Todos sabemos -más o menos, grosso modo- qué es un embajador y para qué sirve. Sea político ocasional o diplomático de carrera, se supone que representa a su país en otro país y atiende los asuntos que afectan a ambos. Siempre, claro está, barriendo para casa, para quienes le han puesto ahí y le pagan.
Pero esa definición salta por los aires cuando se trata del Vaticano, único país del mundo en el que nunca está claro para quien trabajan los embajadores, porque intenta que se nombre siempre a personas de su cuerda, de profunda religiosidad (católica, se sobreentiende). Es como si China exigiera a Estados Unidos que le enviara un embajador comunista, a ser posible de la rama postmaoísta.

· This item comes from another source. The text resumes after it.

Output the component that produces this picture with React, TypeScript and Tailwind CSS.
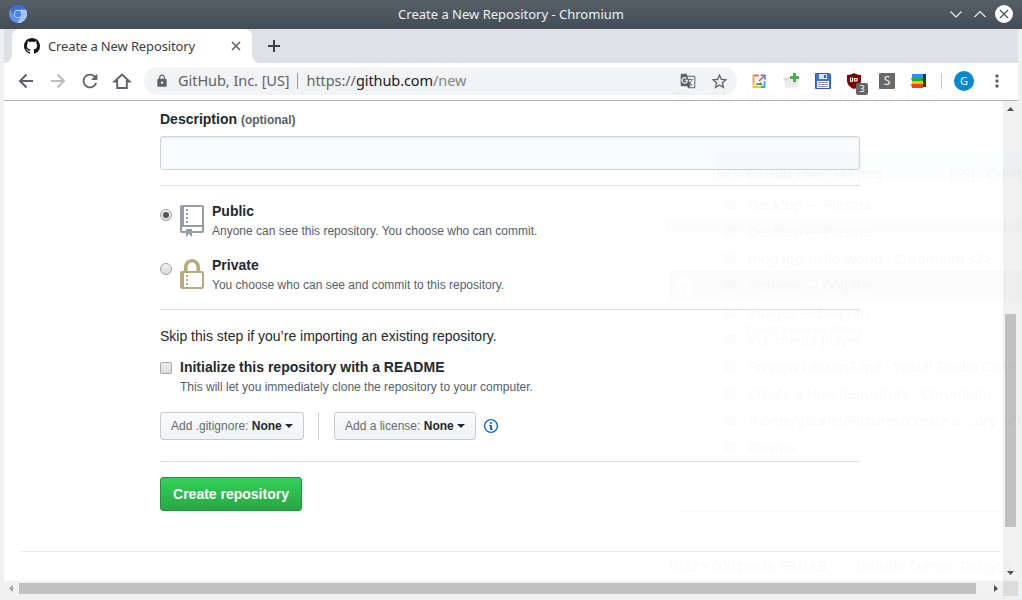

Y, claro, para conseguirlo, el Vaticano no duda en vetar -por el nada sutil método de no darle el plácet y dejar que pase el tiempo- a los nuevos embajadores que no son de su agrado. Un ejemplo muy reciente: los quince meses en los que ha mantenido el silencio para que Francia retirara su candidato, que es gay, porque una cosa es que el Papa diga que no es nadie para juzgar a los homosexuales y otra muy distinta permitir que uno de ellos sea embajador ante la Santa Sede.
Todo esto viene a cuento de que Fernández Díaz, el exministro del Interior, quería ponerle a su carrera política el colofón de la embajada en el Vaticano, pero ha llegado tres años tarde. Con su perfil de miembro del Opus Dei y de la ultracatólica Sagrada Orden Militar Constantiniana de San Jorge, y con su costumbre de condecorar a las patronas de los cuerpos policiales (incumpliendo la ley que exige méritos más tangibles que la intercesión celestial) y de rezar y meditar en el Valle de los Caídos, habría tenido fácil el plácet de Juan Pablo II y no muy difícil el de Benedicto XVI, pero Francisco no quiere por allí a un embajador tan retrógrado.
Lo cual nos crea sentimientos contrapuestos: alegrarnos de que no se salga con la suya semejante personaje -de ésos para los que se inventó la frase “Qué bien empleado le estaría a algunos cristianos que Dios existiera”- y apenarnos de que el Vaticano se vuelva a salir con la suya y elija al embajador que más le conviene a él y no a España.